Search the listing below for the string "React" and copy every line where it occurs.

MATERIAL PROVIDED:
++++++
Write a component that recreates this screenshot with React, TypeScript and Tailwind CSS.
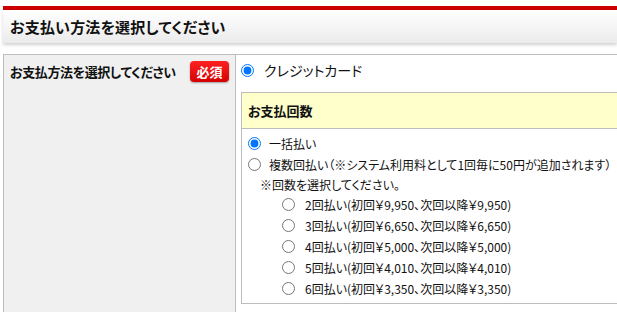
import React from 'react';

const font = "[font-family:'Noto_Sans_CJK_JP','Liberation_Sans',sans-serif] [font-feature-settings:'palt']";

const installments = [
  { n: 2, first: '9,950', next: '9,950' },
  { n: 3, first: '6,650', next: '6,650' },
  { n: 4, first: '5,000', next: '5,000' },
  { n: 5, first: '4,010', next: '4,010' },
  { n: 6, first: '3,350', next: '3,350' },
];

const Radio: React.FC<{ name: string; checked?: boolean }> = ({ name, checked }) => (
  <input type="radio" name={name} defaultChecked={checked} className="m-0 w-[13px] h-[13px] shrink-0" />
);

export default function App() {
  return (
    <div className={`w-[617px] h-[312px] overflow-hidden bg-white text-[#111] pt-[6px] pl-[3px] ${font}`}>
      <div className="h-[4px] bg-[#cc0000]" />
      <div className="h-[33px] flex items-center pl-[7px] bg-gradient-to-b from-white to-[#ebebeb] shadow-[0_2px_3px_rgba(0,0,0,0.18)]">
        <h1 className="text-[15px] font-bold leading-none tracking-[0.2px]">お支払い方法を選択してください</h1>
      </div>

      <div className="mt-[11px] w-[700px] flex border-t border-l border-[#bdbdbd] h-[300px]">
        <div className="w-[232px] shrink-0 bg-[#f0f0f0] border-r border-[#bdbdbd] pt-[6px]">
          <div className="h-[21px] flex items-center">
            <span className="pl-[6px] text-[13px] font-bold leading-none tracking-[-0.4px]">お支払方法を選択してください</span>
            <span className="ml-auto mr-[6px] w-[39px] h-[21px] rounded-[4px] bg-gradient-to-b from-[#ff2020] to-[#d40000] shadow-[0_1px_2px_rgba(0,0,0,0.35)] text-white text-[13px] font-bold flex items-center justify-center leading-none">必須</span>
          </div>
        </div>

        <div className="flex-1 pl-[5px]">
          <div className="h-[30px] flex items-center gap-[10px]">
            <Radio name="method" checked />
            <span className="text-[14px] leading-none">クレジットカード</span>
          </div>

          <div className="mt-[7px] border border-[#bdbdbd]">
            <div className="h-[36px] bg-[#ffffcc] border-b border-[#bdbdbd] flex items-center pl-[6px]">
              <span className="text-[13px] font-bold leading-none">お支払回数</span>
            </div>
            <div className="pt-[4px] pb-[4px] text-[12px] leading-none">
              <label className="h-[21px] flex items-center pl-[6px] gap-[8px]">
                <Radio name="count" checked />
                <span>一括払い</span>
              </label>
              <label className="h-[21px] flex items-center pl-[6px] gap-[8px]">
                <Radio name="count" />
                <span>複数回払い（※システム利用料として1回毎に50円が追加されます）</span>
              </label>
              <div className="h-[19px] flex items-center pl-[18px]">※回数を選択してください。</div>
              {installments.map((i) => (
                <label key={i.n} className="h-[21px] flex items-center pl-[40px] gap-[10px] text-[12px]">
                  <Radio name="sub" />
                  <span>{i.n}回払い(初回￥{i.first}、次回以降￥{i.next})</span>
                </label>
              ))}
            </div>
          </div>
        </div>
      </div>
    </div>
  );
}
++++++
COMPLETED TASK:
Write a component that recreates this screenshot with React, TypeScript and Tailwind CSS.
import React from 'react';
const Radio: React.FC<{ name: string; checked?: boolean }> = ({ name, checked }) => (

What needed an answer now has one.